掛川100景 【No.42】 掛川茶
全国的にも高い評価を受ける『深蒸し煎茶』
掛川市で作られるお茶は、一般的な煎茶よりも蒸し時間を2倍から3倍長くした『深蒸し煎茶(ふかむしせんちゃ)』が主流です。
日差しをたっぷりと浴びた茶葉は、カテキンを豊富に含み、深く蒸すことで茶葉の中まで十分に蒸気熱が伝わり、濃厚で深い味わいのお茶になります。
掛川市内には500軒以上の茶農家があり、全国でも有数の茶生産地、茶産業・文化の集積地となっています。
目次
掛川茶をどうミルか?👀
👀01.浅蒸し煎茶と深蒸し煎茶の違い
煎茶は、緑茶の中で最もよく飲まれている代表的なお茶です。
(日本茶には、他に玉露・抹茶・茎茶などの種類があります。)
掛川茶の特徴を理解するために、浅蒸し煎茶と深蒸し煎茶それぞれの特徴を比較してみましょう。
【浅蒸し煎茶の特徴】
浅蒸し茶は、蒸し時間が短いことで茶葉が細く美しく伸び、上級な茶葉は「針のよう」と形容されるほど。

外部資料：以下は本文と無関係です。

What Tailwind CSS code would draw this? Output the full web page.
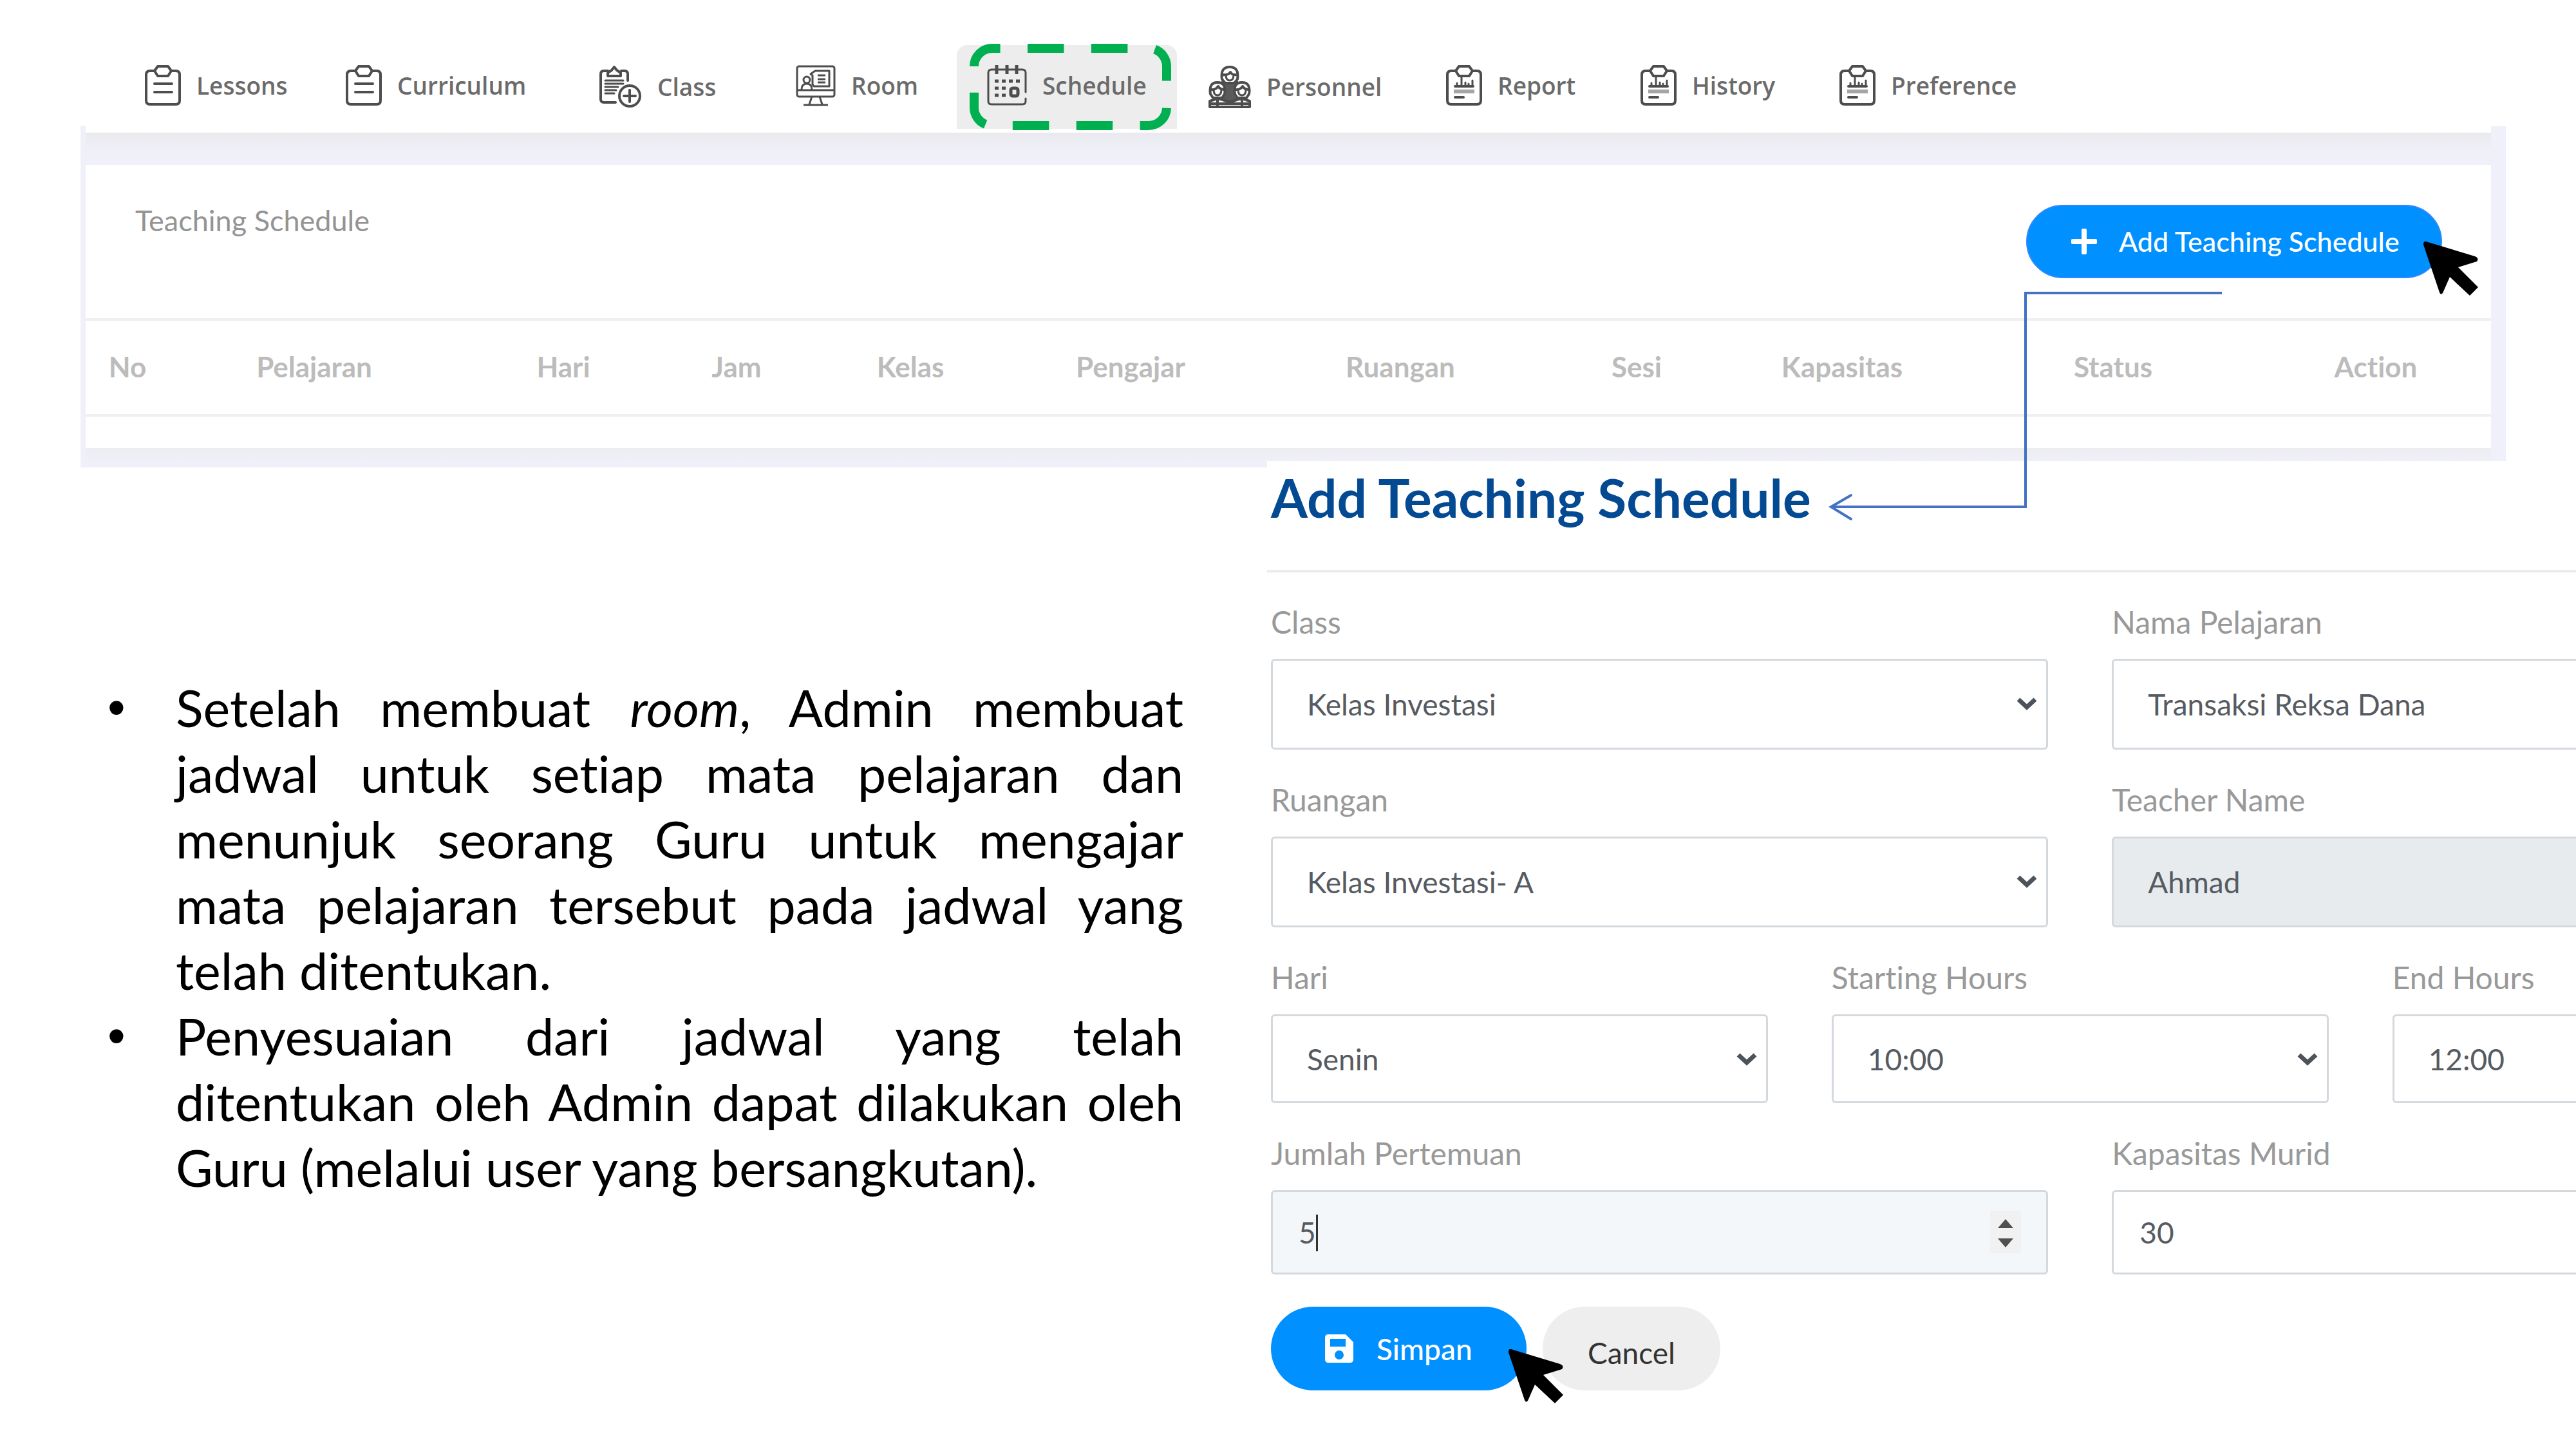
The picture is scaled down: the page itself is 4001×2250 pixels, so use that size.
<!DOCTYPE html>
<html lang="id">
<head>
<meta charset="utf-8">
<title>Teaching Schedule</title>
<script src="https://cdn.jsdelivr.net/npm/@tailwindcss/browser@4"></script>
</head>
<body class="bg-white font-['Lato',sans-serif] overflow-x-hidden [font-variant-ligatures:none]">

<svg class="hidden" aria-hidden="true">
  <symbol id="clipboard" viewBox="0 0 56 64">
    <g fill="none" stroke="#4d4d4d" stroke-width="4" stroke-linecap="round" stroke-linejoin="round">
      <path d="M15 9H8q-6 0-6 6v40q0 6 6 6h40q6 0 6-6V15q0-6-6-6h-7"/>
      <path d="M20 2h16l5 7-5 8H20l-5-8z"/>
      <path d="M15 29h27M15 42h27"/>
    </g>
  </symbol>
  <symbol id="report" viewBox="0 0 56 64">
    <g fill="none" stroke="#4d4d4d" stroke-width="4" stroke-linecap="round" stroke-linejoin="round">
      <path d="M15 9H8q-6 0-6 6v40q0 6 6 6h40q6 0 6-6V15q0-6-6-6h-7"/>
      <path d="M20 2h16l5 7-5 8H20l-5-8z"/>
      <path d="M14 33h28M14 50h13"/>
      <path stroke-width="3" d="M17 32v-4M24 32V19M30 32v-5M35 32v-3M41 32v-8"/>
      <path stroke="#a5a5a5" stroke-width="6" stroke-linecap="butt" d="M12 41h32"/>
    </g>
  </symbol>
  <symbol id="cursor" viewBox="0 0 86 86">
    <path d="M4 0 80 23q7 3 3 8L54 40l31 31-13 13-31-29-11 25q-3 4-5-1L0 5Q0-1 4 0z"/>
  </symbol>
  <symbol id="chevron" viewBox="0 0 32 20">
    <path d="M3 3l13 12L29 3" fill="none" stroke="#4d535a" stroke-width="7"/>
  </symbol>
</svg>

<header class="h-[196px] pt-[68px]">
  <nav class="grid grid-cols-[312fr_394fr_305fr_297fr_344fr_369fr_302fr_309fr_1144fr] pl-[225px] h-[130px] items-center text-[37px] leading-[48px] font-semibold text-[#6b6b6b] font-['Open_Sans',sans-serif]">
    <a href="#" class="flex items-center gap-[24px]"><svg class="w-[56px] h-[64px]"><use href="#clipboard"/></svg>Lessons</a>
    <a href="#" class="flex items-center gap-[24px]"><svg class="w-[56px] h-[64px]"><use href="#clipboard"/></svg>Curriculum</a>
    <a href="#" class="flex items-center gap-[24px] pt-[4px]">
      <svg class="w-[66px] h-[66px]" viewBox="0 0 66 66" fill="none" stroke="#4d4d4d" stroke-width="4" stroke-linecap="round" stroke-linejoin="round">
        <path d="M13 8H7q-5 0-5 5v39q0 5 5 5h18M34 8h5q5 0 5 5v10"/>
        <path d="M23 2l4 5 6 4v5H13v-5l6-4z"/>
        <path stroke-width="3" d="M9 23h28M9 28h28M9 33h20M9 38h17M9 43h14"/>
        <circle cx="47" cy="47" r="16"/><path d="M47 38v18M38 47h18"/>
      </svg>Class</a>
    <a href="#" class="flex items-center gap-[24px]">
      <svg class="w-[62px] h-[64px]" viewBox="0 0 62 64" fill="none" stroke="#4d4d4d" stroke-width="3" stroke-linejoin="round">
        <rect x="2" y="2" width="58" height="47" rx="3"/><path d="M2 39h58M25 49l-4 12M37 49l4 12M12 62h38"/>
        <circle cx="17" cy="23" r="5"/><path d="M9 38q0-9 8-9t8 9M28 33l-2-3V16l-3-2 7-5h22v24z"/><path d="M34 16h12M34 22h12M34 27h12"/>
      </svg>Room</a>
    <a href="#" class="relative flex items-center gap-[24px]" aria-current="page">
      <span class="absolute -left-[47px] -top-[31px] w-[342px] h-[130px] rounded-t-[16px] bg-[#ededed]"></span>
      <svg class="absolute -left-[27px] -top-[33px] w-[313px] h-[134px] z-10" viewBox="0 0 313 134"><path d="M7 35A28 28 0 0 1 35 7H278A28 28 0 0 1 306 35V99A28 28 0 0 1 278 127H35A28 28 0 0 1 7 99Z" fill="none" stroke="#00b050" stroke-width="14" stroke-dasharray="56.5 42.4"/></svg>
      <svg class="relative w-[62px] h-[64px]" viewBox="0 0 62 64" fill="none" stroke="#4d4d4d" stroke-width="3" stroke-linecap="round">
        <path d="M60 42V12q0-5-5-5H7q-5 0-5 5v44q0 5 5 5h48q5 0 5-5v-4"/>
        <path stroke-width="5" stroke-linecap="butt" d="M15 0v14M31 0v14M46 0v14"/>
        <path stroke-width="5" stroke-linecap="butt" stroke-dasharray="6 5" d="M12 25h39M12 36h18M12 47h18"/>
        <rect x="37" y="36" width="11" height="12" rx="3" stroke-width="5"/>
      </svg><span class="relative">Schedule</span></a>
    <a href="#" class="flex items-center gap-[24px] pt-[4px]">
      <svg class="w-[66px] h-[66px]" viewBox="0 0 66 66" fill="none" stroke="#4d4d4d" stroke-linejoin="round">
        <path fill="#5a5a5a" stroke="none" d="M20 24h26l2 32H18z"/>
        <g stroke-width="4" fill="#fff">
          <path d="M21 21Q18 2 33 2t12 19l-5 6H26z"/><path d="M3 44Q0 26 14 26t11 18l-4 6H7z"/><path d="M41 44q-3-18 11-18t11 18l-4 6H45z"/>
          <path d="M2 64V55l9-3h8l9 3h10l9-3h8l9 3v9z"/>
        </g>
        <path stroke-width="4" d="M22 14q9 1 12-4 3 5 10 4M4 37q7 1 11-5 3 5 9 5M42 37q7 1 11-5 3 5 9 5M14 50v13M52 50v13M2 59h62"/>
        <path stroke-width="3" d="M27 14q0 9 6 9t6-9M8 37q0 9 6 9t6-9M46 37q0 9 6 9t6-9"/>
      </svg>Personnel</a>
    <a href="#" class="flex items-center gap-[24px]"><svg class="w-[56px] h-[64px]"><use href="#report"/></svg>Report</a>
    <a href="#" class="flex items-center gap-[24px]"><svg class="w-[56px] h-[64px]"><use href="#report"/></svg>History</a>
    <a href="#" class="flex items-center gap-[24px]"><svg class="w-[56px] h-[64px]"><use href="#report"/></svg>Preference</a>
  </nav>
</header>

<section class="ml-[125px] mr-[109px] pl-[8px] pr-[23px] bg-[#f0f0fa]">
  <div class="h-[10px] bg-white"></div>
  <div class="h-[50px] bg-linear-to-b from-[#e9e9ee] to-[#f0f0fa] to-60%"></div>
  <div class="bg-white h-[440px]">
    <div class="flex justify-between items-start h-[238px] pl-[77px] pr-[76px] pt-[62px]">
      <h2 class="text-[45px] leading-[48px] text-[#949494]">Teaching Schedule</h2>
      <div class="relative">
        <button type="button" class="flex items-center gap-[34px] w-[646px] h-[114px] pl-[68px] rounded-full bg-[#0090ff] border-2 border-[#3388ff] text-white text-[43px] font-medium whitespace-nowrap">
          <svg class="w-[40px] h-[40px]" viewBox="0 0 40 40"><path d="M20 3v34M3 20h34" stroke="#fff" stroke-width="8" stroke-linecap="round"/></svg>
          Add Teaching Schedule</button>
        <svg class="absolute left-[617px] top-[57px] w-[86px] h-[86px] z-10"><use href="#cursor"/></svg>
      </div>
    </div>
    <table class="w-full table-fixed border-y-4 border-[#efefef]">
      <colgroup><col class="w-[130px]"><col class="w-[450px]"><col class="w-[324px]"><col class="w-[214px]"><col class="w-[326px]"><col class="w-[358px]"><col class="w-[480px]"><col class="w-[254px]"><col class="w-[384px]"><col class="w-[458px]"><col class="w-[358px]"></colgroup>
      <thead><tr class="h-[149px] text-[44px] leading-[60px] text-[#bcbcbc] font-bold"><th class="pb-[4px]">No</th><th class="pb-[4px]">Pelajaran</th><th class="pb-[4px]">Hari</th><th class="pb-[4px]">Jam</th><th class="pb-[4px]">Kelas</th><th class="pb-[4px]">Pengajar</th><th class="pb-[4px]">Ruangan</th><th class="pb-[4px]">Sesi</th><th class="pb-[4px]">Kapasitas</th><th class="pb-[4px]">Status</th><th class="pb-[4px]">Action</th></tr></thead>
    </table>
  </div>
  <div class="h-[30px] bg-linear-to-b from-[#ececf1] to-[#f1f1fb]"></div>
</section>

<main class="grid grid-cols-[1968fr_2033fr] -mt-[10px]">
  <article class="pl-[167px] pr-[130px] pt-[332px]">
    <ul class="text-[79px] leading-[102px] text-black text-justify">
      <li class="flex"><span class="w-[106px] shrink-0 font-['Liberation_Sans',sans-serif]">•</span><p class="grow [text-align-last:justify]">Setelah membuat <em>room</em>, Admin membuat<br>jadwal untuk setiap mata pelajaran dan<br>menunjuk seorang Guru untuk mengajar<br>mata pelajaran tersebut pada jadwal yang<span class="block [text-align-last:left]">telah ditentukan.</span></p></li>
      <li class="flex"><span class="w-[106px] shrink-0 font-['Liberation_Sans',sans-serif]">•</span><p class="grow [text-align-last:justify]">Penyesuaian dari jadwal yang telah<br>ditentukan oleh Admin dapat dilakukan oleh<span class="block [text-align-last:left]">Guru (melalui user yang bersangkutan).</span></p></li>
    </ul>
  </article>

  <section class="relative bg-white min-w-0">
    <h1 class="h-[169px] pt-[8px] pl-[6px] text-[82px] leading-[96px] font-bold text-[#044a92]">Add Teaching Schedule</h1>
    <svg class="absolute left-[872px] -top-[265px] w-[614px] h-[358px]" viewBox="0 0 614 358" fill="none" stroke="#4472c4" stroke-width="4"><path d="M611 4H306V336H4"/><path stroke-linecap="round" d="M35 318L4 336l31 19"/></svg>
    <form class="border-t-4 border-[#ececec] pl-[6px] pt-[49px] overflow-hidden text-[46px] text-[#565b61]">
      <div class="w-[124%] flex flex-col gap-[50px]">
        <div class="grid grid-cols-2 gap-[99px]">
          <div>
            <label for="class" class="block h-[60px] leading-[56px] mb-[25px] text-[48px] text-[#999]">Class</label>
            <div class="relative"><select id="class" class="block w-full h-[141px] appearance-none border-3 border-[#d4d9de] rounded-[6px] bg-white pl-[53px]"><option>Kelas Investasi</option></select><svg class="absolute right-[17px] top-[60px] w-[32px] h-[20px]"><use href="#chevron"/></svg></div>
          </div>
          <div>
            <label for="lesson" class="block h-[60px] leading-[56px] mb-[25px] text-[48px] text-[#999]">Nama Pelajaran</label>
            <select id="lesson" class="block w-full h-[141px] appearance-none border-3 border-[#d4d9de] rounded-[6px] bg-white pl-[53px]"><option>Transaksi Reksa Dana</option></select>
          </div>
        </div>
        <div class="grid grid-cols-2 gap-[99px]">
          <div>
            <label for="room" class="block h-[60px] leading-[56px] mb-[25px] text-[48px] text-[#999]">Ruangan</label>
            <div class="relative"><select id="room" class="block w-full h-[141px] appearance-none border-3 border-[#d4d9de] rounded-[6px] bg-white pl-[53px]"><option>Kelas Investasi- A</option></select><svg class="absolute right-[17px] top-[60px] w-[32px] h-[20px]"><use href="#chevron"/></svg></div>
          </div>
          <div>
            <label for="teacher" class="block h-[60px] leading-[56px] mb-[25px] text-[48px] text-[#999]">Teacher Name</label>
            <select id="teacher" disabled class="block w-full h-[141px] appearance-none border-3 border-[#d4d9de] rounded-[6px] bg-[#e7ebee] pl-[53px] opacity-100"><option>Ahmad</option></select>
          </div>
        </div>
        <div class="grid grid-cols-3 gap-[99px]">
          <div>
            <label for="day" class="block h-[60px] leading-[56px] mb-[25px] text-[48px] text-[#999]">Hari</label>
            <div class="relative"><select id="day" class="block w-full h-[138px] appearance-none border-3 border-[#d4d9de] rounded-[6px] bg-white pl-[53px]"><option>Senin</option></select><svg class="absolute right-[17px] top-[60px] w-[32px] h-[20px]"><use href="#chevron"/></svg></div>
          </div>
          <div>
            <label for="start" class="block h-[60px] leading-[56px] mb-[25px] text-[48px] text-[#999]">Starting Hours</label>
            <div class="relative"><select id="start" class="block w-full h-[138px] appearance-none border-3 border-[#d4d9de] rounded-[6px] bg-white pl-[53px]"><option>10:00</option></select><svg class="absolute right-[17px] top-[60px] w-[32px] h-[20px]"><use href="#chevron"/></svg></div>
          </div>
          <div>
            <label for="end" class="block h-[60px] leading-[56px] mb-[25px] text-[48px] text-[#999]">End Hours</label>
            <select id="end" class="block w-full h-[138px] appearance-none border-3 border-[#d4d9de] rounded-[6px] bg-white pl-[53px]"><option>12:00</option></select>
          </div>
        </div>
        <div class="grid grid-cols-2 gap-[99px]">
          <div>
            <label for="meetings" class="block h-[60px] leading-[56px] mb-[25px] text-[48px] text-[#999]">Jumlah Pertemuan</label>
            <div class="relative">
              <input id="meetings" type="number" value="5" class="block w-full h-[131px] [appearance:textfield] border-3 border-[#d4d9de] rounded-[6px] bg-[#f3f7fa] pl-[40px]">
              <span class="absolute left-[70px] top-[38px] w-[3px] h-[57px] bg-[#333]"></span>
              <svg class="absolute right-[42px] top-[32px] w-[48px] h-[66px] bg-[#f1f1f1]" viewBox="0 0 48 66" fill="#505050"><path d="M24 13l12 14H12zM24 57L12 43h24z"/></svg>
            </div>
          </div>
          <div>
            <label for="capacity" class="block h-[60px] leading-[56px] mb-[25px] text-[48px] text-[#999]">Kapasitas Murid</label>
            <input id="capacity" type="number" value="30" class="block w-full h-[131px] [appearance:textfield] border-3 border-[#d4d9de] rounded-[6px] bg-white pl-[40px]">
          </div>
        </div>
        <div class="flex gap-[25px] pb-[70px]">
          <div class="relative">
            <button type="submit" class="flex items-center gap-[36px] w-[397px] h-[130px] pl-[84px] rounded-full bg-[#0090ff] text-white font-medium">
              <svg class="w-[44px] h-[44px]" viewBox="0 0 44 44"><path fill="#fff" fill-rule="evenodd" d="M5 0h27l12 12v27q0 5-5 5H5q-5 0-5-5V5q0-5 5-5zM8 7v12h24V7zM22 25a7 7 0 1 0 0 14 7 7 0 0 0 0-14z"/></svg>
              Simpan</button>
            <svg class="absolute left-[369px] top-[66px] w-[86px] h-[86px] z-10"><use href="#cursor"/></svg>
          </div>
          <button type="button" class="w-[276px] h-[130px] pt-[12px] rounded-full bg-[#eeeeee] text-[#333]">Cancel</button>
        </div>
      </div>
    </form>
  </section>
</main>
</body>
</html>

お茶を淹れると黄色がかった透明感のある水色になり、味わいは淡泊で繊細。お湯の温度や抽出時間によって味が大きく変わるというデリケートな特性を持っています。
【深蒸し煎茶の特徴】
深蒸し茶は、蒸し時間を通常より長くすることで茶葉が細かくなり、お茶の水色はやや黄色がかった濃緑色をしています。
お湯の温度や抽出時間に左右されにくく、誰でも簡単に美味しいお茶を楽しむことができるのが特徴です。
掛川で収穫される茶葉は葉肉が厚く、味の濃い深蒸し煎茶の製造に適しています。
👀02.お茶と真摯に向き合う匠と世界が認めた価値
茶農家が育てたお茶の葉は、製茶工場で『荒茶』に加工され、消費者に届けられます。味を調整し仕上げる人は『茶師』と呼ばれます。
良質なお茶を生産しようと日々情熱とこだわりを持ってお茶づくりに励む匠たちによって、掛川茶ブランドの価値は高められてきました。
また、2013年に『静岡の茶草場農法(ちゃぐさばのうほう)』が世界農業遺産として認定されたことでも、この伝統農法を実践する掛川市茶農家に注目が集まり、土壌の豊かさや生物多様性の保全が高く評価されています。
👀03.掛川茶の振興とおもてなし精神
掛川市には、掛川茶振興協会や掛川茶商協同組合などの団体があり、市役所には『お茶振興課』という部署が存在します。
有機農業の推進や、海外への展開、茶摘み会や抹茶スイーツコンテストなど、まちぐるみで掛川茶の振興・PRをおこなっています。
他にも、競い合いながらお茶のいれ方などを楽しく学習できる『T-1グランプリinかけがわ』や、まちづくり芸術祭『かけがわ茶エンナーレ』などユニークなイベントも開催されています。
掛川茶は、地域に根差した飲み物として、飲む人に安らぎを与え、会話を弾ませるきっかけとして、来客へのおもてなしや感謝の贈り物に利用されてきました。
茶畑の見学ツアーや、掛川茶を使用したスイーツ、お茶の淹れ方教室など、市内で掛川茶に関連するモノ・ことをいくつ見つけられるでしょう?
お茶に関係の深い場所は、他にも掛川市内に多くあります。お茶をテーマに複数の『景』を巡ると、新たな発見がありそうです。